Sunday, March 04, 2007

Nickelback

This band is hugely popular, and they suck. As usual, the group missed any opportunity to prove its detractors wrong when they played over the weekend. Here's my take, more or less as published in the Tribune:


Last year, Nickelback sold over three million copies of its album "All the Right Reasons," making it the top selling rock act of 2006 and the third highest selling artist overall. Yet "All the Right Reasons" was released not in 2006 but back in 2005. It just keeps selling. And selling. And selling.

No surprise, then, that Nickelback easily packed the Allstate Arena Friday night. Top selling bands tend to do that. More mysterious is what keeps drawing people to this most pedestrian of hard rock bands. Maybe it's not a mystery after all. Candlebox. Creed. Every few years the critics get their multi-platinum punching bag, and every few years the critics are ignored or dismissed. Rock fans aren't picking up the new Arcade Fire or the new Hold Steady, at least not in large numbers. They're picking up the old Nickelback.

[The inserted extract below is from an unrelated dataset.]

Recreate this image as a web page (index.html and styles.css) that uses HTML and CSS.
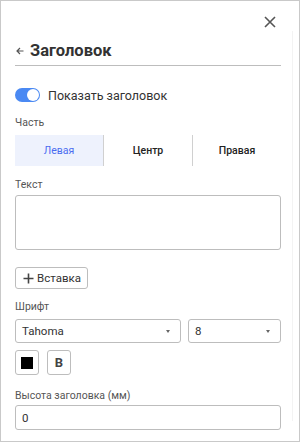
FILE: index.html
```html
<!DOCTYPE html>
<html>
<head>
<meta charset="utf-8">
<link rel="stylesheet" href="styles.css">
</head>
<body>
<div class="panel">
  <div class="topbar">
    <svg class="close" width="12" height="12" viewBox="0 0 12 12"><path d="M1 1L11 11M11 1L1 11" stroke="#555" stroke-width="1.6"/></svg>
  </div>
  <div class="content">
    <div class="title"><svg class="arrow" width="8" height="8" viewBox="0 0 8 8"><path d="M7.5 4H1M4 1L1 4L4 7" fill="none" stroke="#555" stroke-width="1.2"/></svg><span>Заголовок</span></div>
    <div class="toggle-row">
      <span class="toggle"><span class="knob"></span></span>
      <span class="toggle-label">Показать заголовок</span>
    </div>
    <div class="label l-part">Часть</div>
    <div class="seg">
      <div class="seg-item active">Левая</div>
      <div class="seg-item">Центр</div>
      <div class="seg-item">Правая</div>
    </div>
    <div class="label l-text">Текст</div>
    <div class="textarea"></div>
    <button class="insert"><svg width="11" height="11" viewBox="0 0 11 11"><path d="M5.5 0.5V10.5M0.5 5.5H10.5" stroke="#444" stroke-width="1.6"/></svg><span>Вставка</span></button>
    <div class="label l-font">Шрифт</div>
    <div class="selects">
      <div class="select wide"><span>Tahoma</span><span class="caret"></span></div>
      <div class="select narrow"><span>8</span><span class="caret"></span></div>
    </div>
    <div class="style-row">
      <div class="sq"><span class="swatch"></span></div>
      <div class="sq bold">B</div>
    </div>
    <div class="label l-height">Высота заголовка (мм)</div>
    <div class="input">0</div>
  </div>
  <div class="track"></div>
</div>
</body>
</html>
```
FILE: styles.css
```css
html, body { margin: 0; padding: 0; }
body { font-family: Roboto, "Noto Sans", sans-serif; color: #333; background: #fff; }
.panel { position: relative; width: 300px; height: 442px; box-sizing: border-box; border: 1px solid #c9c9c9; }
.topbar { height: 34px; display: flex; justify-content: flex-end; align-items: flex-start; padding: 15px 23px 0 0; box-sizing: border-box; }
.content { padding: 0 18px 0 14px; }
.title { display: flex; align-items: center; gap: 6px; height: 31px; border-bottom: 1px solid #bdbdbd; font-size: 16.5px; font-weight: 700; color: #333; box-sizing: border-box; padding-bottom: 0; }
.arrow { flex: none; margin-left: 1px; margin-top: 1px; }
.toggle-row { display: flex; align-items: center; gap: 8px; margin-top: 22px; height: 14px; }
.toggle { width: 25px; height: 14px; border-radius: 7px; background: #4a89f3; position: relative; flex: none; }
.knob { position: absolute; right: 1px; top: 1px; width: 12px; height: 12px; border-radius: 50%; background: #fff; }
.toggle-label { font-size: 12.5px; color: #333; }
.label { font-size: 10.5px; color: #555; line-height: 12px; }
.l-part { margin-top: 15px; }
.seg { display: flex; margin-top: 6px; height: 31px; }
.seg-item { flex: 1; display: flex; align-items: center; justify-content: center; font-size: 10.5px; font-weight: 500; color: #222; border-left: 1px solid #d0d0d0; margin: 0; }
.seg-item:first-child { border-left: none; }
.seg-item.active { background: #eef2fd; color: #4a6cf0; font-weight: 400; border-right: 1px solid #d0d0d0; }
.seg-item.active + .seg-item { border-left: none; }
.l-text { margin-top: 13px; }
.textarea { margin-top: 4px; height: 55px; border: 1px solid #bdbdbd; border-radius: 3px; box-sizing: border-box; }
.insert { margin-top: 17px; display: flex; align-items: center; gap: 3px; height: 22px; padding: 0 6px 0 7px; border: 1px solid #bdbdbd; border-radius: 3px; background: #fff; font-family: inherit; font-size: 11.5px; color: #333; }
.l-font { margin-top: 12px; }
.selects { display: flex; gap: 7px; margin-top: 6px; }
.select { height: 24px; border: 1px solid #bdbdbd; border-radius: 3px; box-sizing: border-box; display: flex; align-items: center; justify-content: space-between; padding: 0 10px 0 6px; font-size: 11.5px; color: #333; }
.wide { width: 166px; }
.narrow { flex: 1; }
.caret { width: 0; height: 0; border-left: 2.5px solid transparent; border-right: 2.5px solid transparent; border-top: 3px solid #666; }
.style-row { display: flex; gap: 8px; margin-top: 7px; }
.sq { width: 24px; height: 25px; border: 1px solid #bdbdbd; border-radius: 3px; box-sizing: border-box; display: flex; align-items: center; justify-content: center; }
.swatch { width: 12px; height: 12px; background: #000; }
.bold { font-weight: 700; font-size: 13px; color: #444; }
.l-height { margin-top: 15px; }
.input { margin-top: 3px; height: 25px; border: 1px solid #bdbdbd; border-radius: 3px; box-sizing: border-box; display: flex; align-items: center; padding-left: 6px; font-size: 11.5px; color: #333; }
.track { position: absolute; right: 6px; top: 30px; bottom: 20px; width: 1px; background: #f3f3f3; }
```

Inside the arena, it could have been 1986 or 2026 as Nickelback plodded through its smug parade of unremarkable lunk-rock, each song's biggest distinction little more than its lack of distinction. But songs such as the hackneyed "Photograph," the hooky "How You Remind Me" and the hilariously banal "If Everyone Cared" proved the mundane and mediocre could still be timeless. It was prehistoric caveman rock right down to the ancient, fossilized ur-riffs, ready to be recycled by the next risible band down the line.

The hits came easily - effortlessly, even - for Nickelback, and the fans clearly loved the equal lack of pretense and progression (not to mention the perfunctory pyrotechnics, canned banter and drum solo). Indeed, to their credit the band didn't bother disguising its lack of ambition Friday night. At one point, they wielded hand held air cannons that fired t-shirts into the crowd, an apt metaphor that neatly summed up both the band's modus operandi and its broad appeal.